Prevista para janeiro, a novidade vai proporcionar maior efetividade às execuções, segundo advogados. O veículo poderá ser vendido sem nenhuma pendência. Havia uma forte resistência à medida por medo de perda da garantia, explica o diretor-geral do Denatran, Frederico de Moura Carneiro.
“Tudo [os débitos] estará atrelado ao CPF ou CNPJ do devedor. O veículo terá uma identidade nova. A medida reduzirá o número de veículos em pátios pelo país afora”, diz Carneiro. Ele acrescenta que está em estudo a criação de um novo código — por não haver possibilidade de alteração no Registro Nacional de Veículos Automotores (Renavam) — para deixar o veículo “sem passado”.
Hoje, segundo Ana Paula de Carvalho Faro, assessora jurídica da Faro Leilões, um veículo é levado a leilão com esses débitos e, em certas situações, só depois da venda é solicitada ao juiz a desvinculação. “Essa medida vai viabilizar e muito a compra de veículo em leilão”, afirma ela, acrescentando que existe, porém, um gargalo no sistema, referente a mais de uma restrição sobre um mesmo bem.
Até então, o sistema só possibilitava a efetivação de ordens judiciais de restrição de veículos. Com a inclusão das carteiras de habilitação no Renajud, fecha-se ainda mais o cerco aos devedores. A medida, porém, é polêmica e está para ser analisada pelo Supremo Tribunal Federal (STF).
Os ministros julgarão a constitucionalidade do artigo 139, inciso IV, do novo Código de Processo Civil (Lei nº 13.105, de 2015). Pelo dispositivo, o magistrado pode “determinar todas as medidas indutivas, coercitivas, mandamentais ou sub-rogatórias necessárias para assegurar o cumprimento de ordem judicial, inclusive nas ações que tenham por objeto prestação pecuniária”.

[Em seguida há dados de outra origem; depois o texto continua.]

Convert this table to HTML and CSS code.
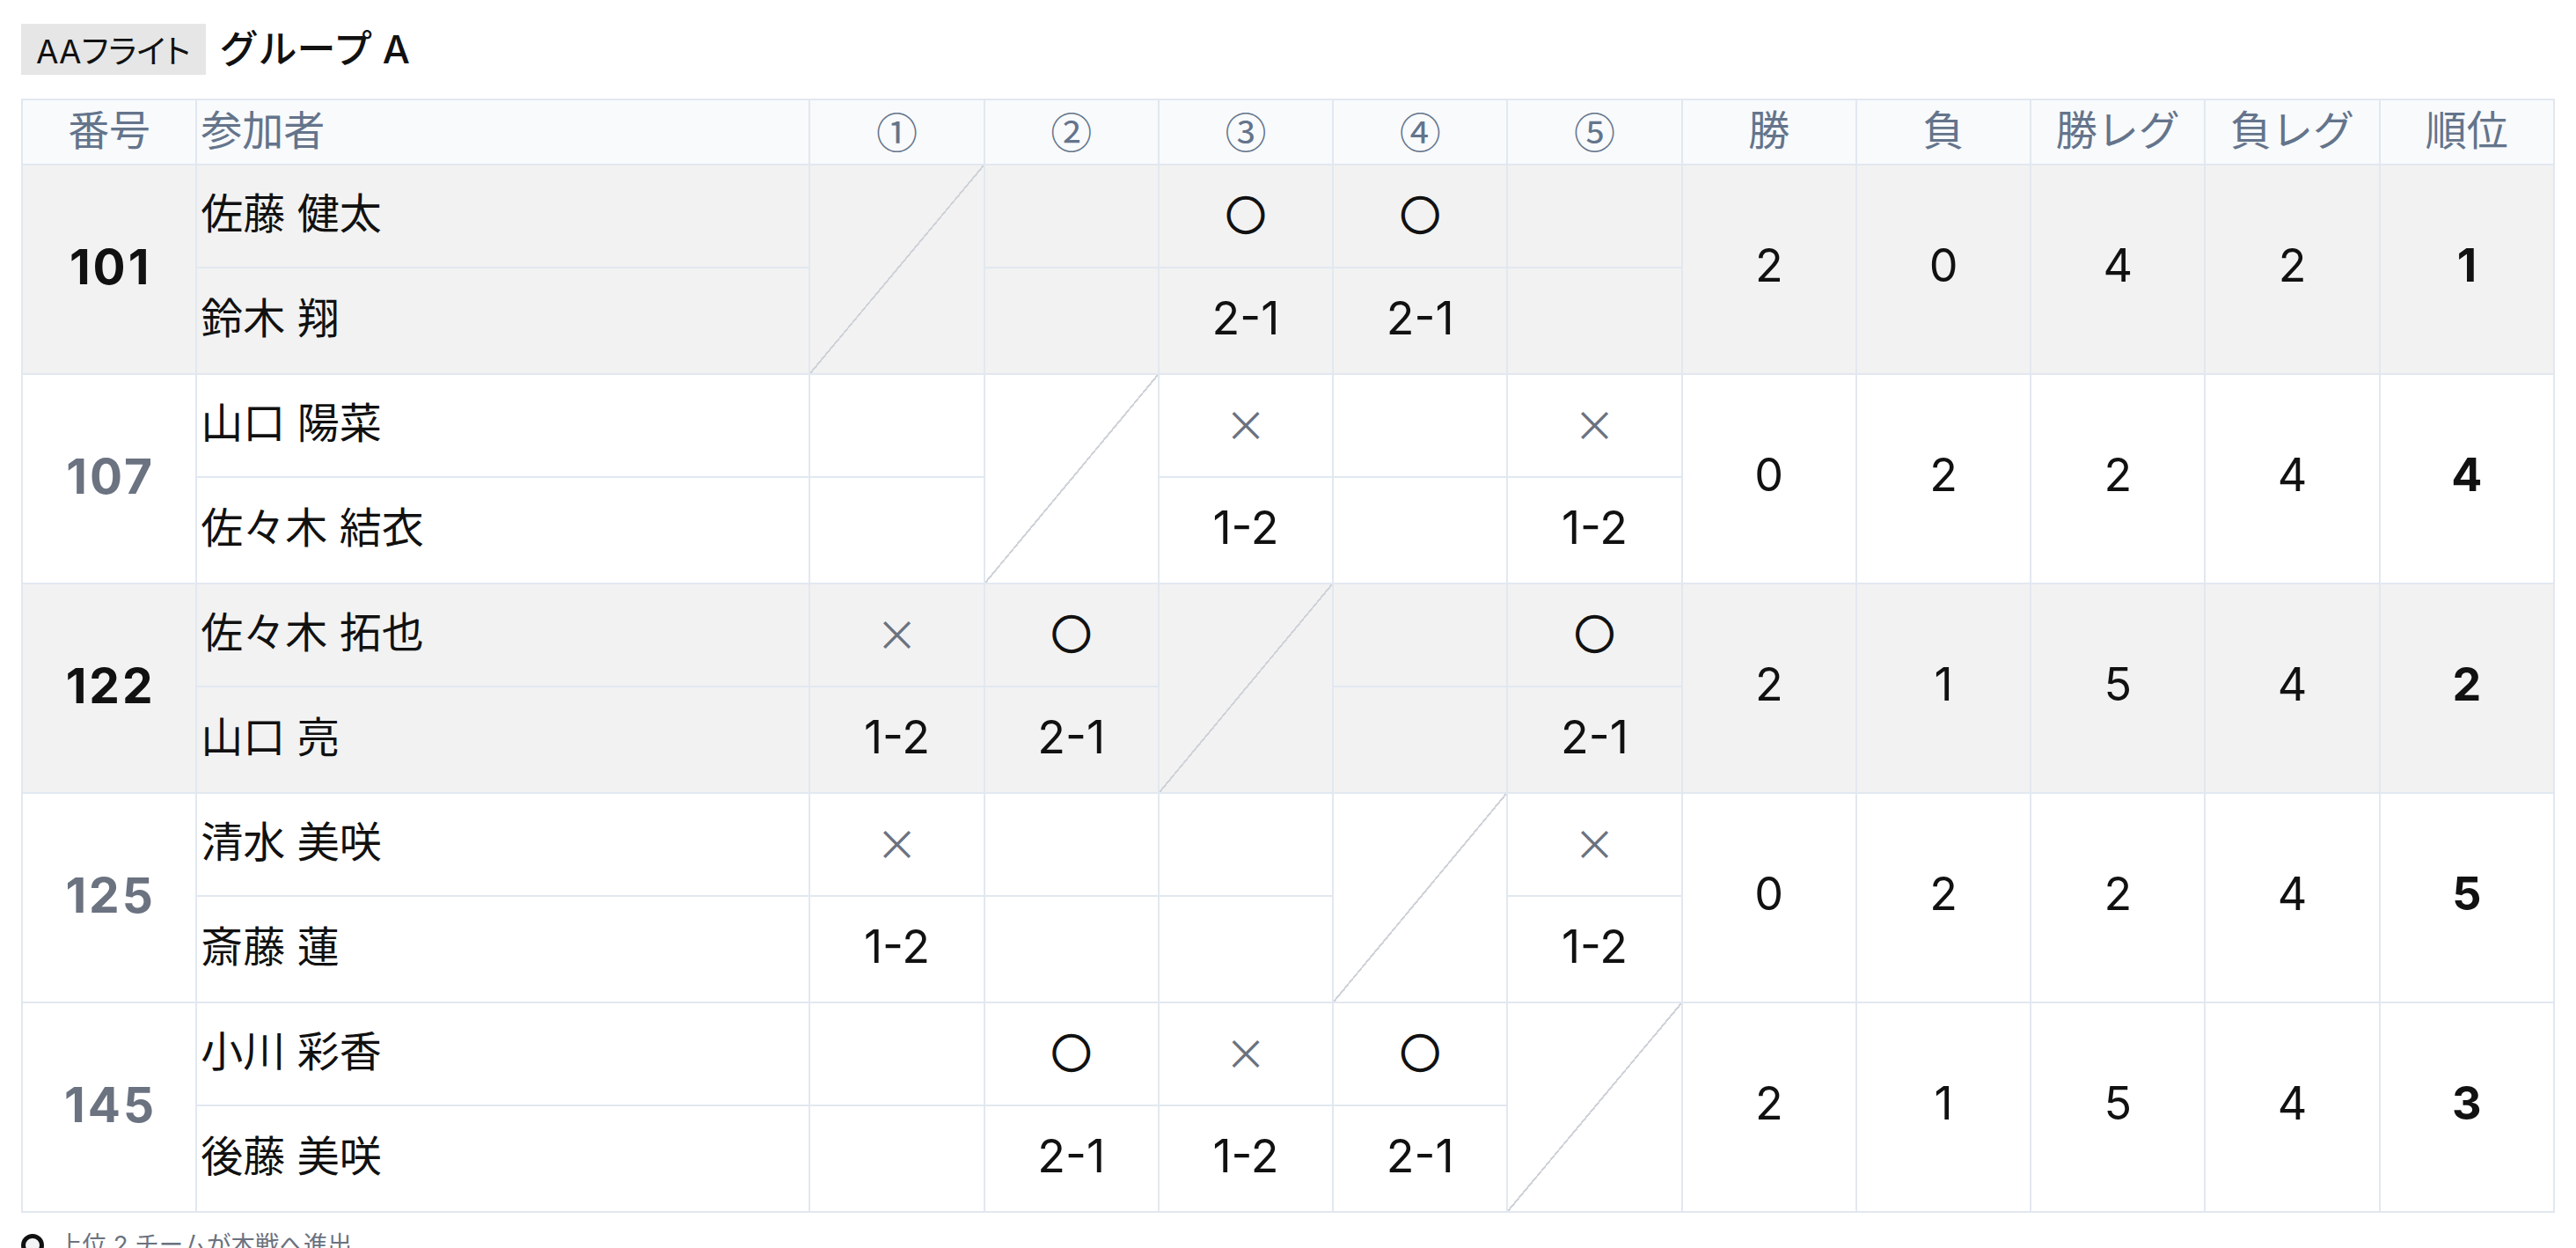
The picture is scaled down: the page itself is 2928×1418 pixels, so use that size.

Na ação direta de inconstitucionalidade (ADI 5941), o Partido dos Trabalhadores pede que sejam declaradas inconstitucionais medidas que poderiam ser enquadradas no dispositivo — bloqueio de carteira nacional de habilitação e de passaporte e a proibição de participação em concurso e em licitação pública.
O processo foi colocado na pauta do STF do dia 28 de outubro, mas não foi julgado. Em sua manifestação, a Procuradoria-Geral da República (PGR) opinou pela procedência do pedido. Defende o texto do CPC. Porém, excluídas as medidas “que importem em restrição às liberdades individuais”, como a apreensão de CNH e de passaporte.
Além do bloqueio, o sistema Renajud possibilita aos magistrados a suspensão ou mesmo cassação de carteiras de habilitação. Essas penalidades estão previstas no Código de Trânsito Brasileiro (CTB).
O bloqueio, segundo o diretor-geral do Denatran, é uma medida judicial. Pode ser determinada em caso de fraude ou para forçar uma pessoa a pagar o que deve, sem um prazo específico para liberação do documento. “Uma decisão do STF não inviabilizaria a ferramenta”, diz Frederico Carneiro.
O Denatran não tem dados sobre determinações judiciais para bloqueio de carteiras de habilitação. Apenas das outras modalidades. Em 2019, foram aplicadas 794 mil penas de suspensão do direito de dirigir e cerca de 86 mil de cassação.
Para o advogado Ricardo Siqueira, a medida prevista para o leilão de veículos é positiva, “uma das melhores alterações já realizadas, por fazer com que diversos veículos sejam alienados e voltem a circular”. Porém, critica a possibilidade de bloqueio de carteiras de habilitação. “Não se pode para efeito de saldar uma dívida gerar um constrangimento ilegal, ferir o direito de ir e vir”, diz.
O advogado Eduardo Kiralyhegy, sócio do NMK Advogados, afirma que o Renajud, até então, era limitado e servia basicamente para segurar os bens de um devedor. “Começa-se a transformar o sistema em uma ferramenta mais útil. O juiz poderá não só bloquear o veículo, mas também viabilizar o leilão de uma forma mais simples”, diz. “Dá mais liquidez ao leilão.”
Sobre o bloqueio de CNH de devedor, o advogado destaca que o sistema está sendo construído com base no que a lei autoriza. “Tem que nascer de forma ampla”, afirma, acrescentando que a medida tem um efeito parecido ao protesto para o motorista que depende do documento para trabalhar.
O Supremo ainda não tratou sobre o bloqueio da CNH de devedor, mas já considerou constitucional a imposição da pena de suspensão da habilitação a motoristas profissionais que tenham sido condenados por homicídio culposo (sem intenção de matar) em razão de acidente de trânsito.